Effects of salinity on embryonic and larval development of Chinese mitten crab Eriocheir sinensis (Decapoda: Brachyura) and salinity-induced physiological changes

• Published in: Journal of oceanology and limnology Vol. 37; no. 5; pp. 1777 - 1788
• Main Authors: Wang, Ruifang, Huang, Xiaorong, Wang, Haihua, Lu, Jianxue, Shi, Xiaotao, Feng, Guangpeng, Zhuang, Ping
• Format: Journal Article
• Language: English
• Published: Heidelberg Science Press 01.09.2019; Springer Nature B.V
• Subjects: Animal embryos; Aquaculture and Fisheries; Aquatic crustaceans; Crabs; Crustaceans; Developmental stages; Earth and Environmental Science; Earth Sciences; Embryogenesis; Embryos; Eriocheir sinensis; Eyespot; Freshwater crustaceans; Gene expression; Hatching; Hormones; Instars; Juveniles; Larval development; Larval stage; Marine crustaceans; Moisture content; Molting; Moulting; Na+/K+-exchanging ATPase; Oceanography; Osmotic stress; Physiological effects; Salinity; Salinity effects; Salinity tolerance; Spawning; Spawning grounds; Survival; Water content; salinity; Na; megalopa; ATPase; zoea; embryo development; K
• ISSN: 2096-5508; 2523-3521
• DOI: 10.1007/s00343-019-8190-1

To investigate the effects of salinity on early development of Chinese mitten crab ( Eriocheir sinensis ), and the salinity tolerance mechanism of embryos, different developmental stages of embryos (gastrula, eyespot and pre-hatching stage), and hatched stage I zoea and megalopa, were exposed to a range of salinities (1, 5, 10, 15 (control), 20, 25, 30, 35 and 40).
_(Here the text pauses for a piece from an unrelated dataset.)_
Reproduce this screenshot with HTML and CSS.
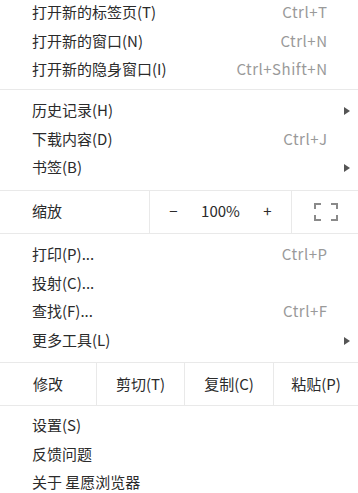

Hatching, survival and molting were monitored. Effects of 24-hour hypersaline (35) and hyposaline (1) stress on egg diameter, water content, Na + /K + -ATPase (NKA) activity, and crustacean hyperglycemic hormone (CHH) gene mRNA expression in embryos and megalopa, are reported. Embryos are more tolerant of low (≤5) than high (≥25) salinities, with optimum ranges for gastrula and pre-hatching stage embryos being 5–20, and for eyespot embryo and stage I zoea, 10–20. Most megalopa can molt to the first juvenile instar by day 5 at salinities between 1 and 40, whereas molting of megalopa stages was delayed at 40. Hypersaline conditions resulted in a loss of moisture, reduction of egg volume, and a significant increase in NKA activity and CHH mRNA expression at some developmental stages. Hyposaline conditions did not affect moisture content or egg volume, but resulted in decreased NKA activity and CHH mRNA expression in embryos. For megalopa stages, NKA activity was significantly upregulated following both hypo- and hypersaline stress. Our results suggest high salinity will inhibit development and hatching of E. sinensis embryos, and low salinity will affect the survival of their stage I zoea. Increased NKA activity in embryos and megalopa stages might indicate a hyporegulation response under hypersaline conditions. These findings provide useful information for spawning ground protection of indigenous E. sinensis and enrich the knowledge of embryonic tolerance mechanisms of hyper-regulating crustaceans following osmotic stress.